Primavera Sound 2017 review: The 10 best sets at the festival
2017 was my third visit to Barcelona’s Primavera Sound festival and my first since 2011. What has changed in that time is an increase of punters (around 35,000 each night) but also an expanded festival site at Parc del Forum. That meant more room for dance music and more room for the larger stages. And more, room for surprises.
2017’s lineup was also one of the best in a long time. Sure, Frank Ocean cancelled his headline set with two weeks to go but the addition of surprise sets announced on the day were a new thing which hopefully the organisers will commit to in 2018. It meant that for many the first surprise was Arcade Fire playing a gig on the festival’s first night, two days before they were due on stage. Haim played a late-night set on the last night and Mogwai debuted their new album in full under the Barcelona evening sun.

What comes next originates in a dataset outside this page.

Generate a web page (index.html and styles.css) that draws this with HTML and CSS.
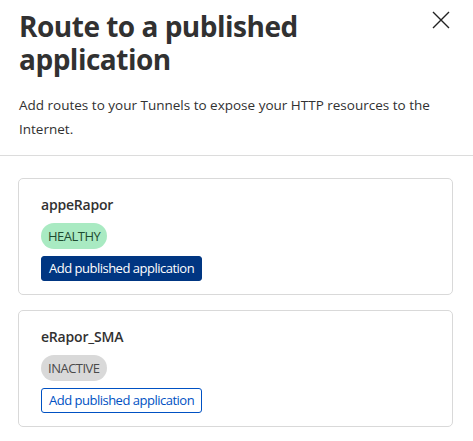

The city is a great setting for a festival getaway, hang out on the beach day or night at Barceloneta, eat and drink in the Gothic Quarter or Gracia, solicit late-night cans from the abundant hawking men on the streets, bump into friends late into the night while wandering. Primavera Sound’s late starting time (for most about 7pm or 8pm) and late end time (6am is not uncommon) means there’s always time to explore the city in good weather before the music starts.
That doesn’t mean that you don’t miss things though. Aldous Harding, Glass Animals, Joy Orbison, Weyes Blood and Badbadnotgood were not seen, and I decided to give Arcade Fire a miss in favour of seeing something else (and was rewarded by John Talabot’s disco set). Ditto: Sinkane, Skepta and Grace Jones. Sets from the xx, Angel Olsen and King Krule didn’t do it for me despite wanting them to but there was plenty to love. Primavera Sound pulls you in so many directions that sometimes you just have to not focus too much on the timetable and go with the flow. That’s easier to do in the Catalan city atmosphere than a soggy field in Ireland. I’d definitely come back for a fourth visit.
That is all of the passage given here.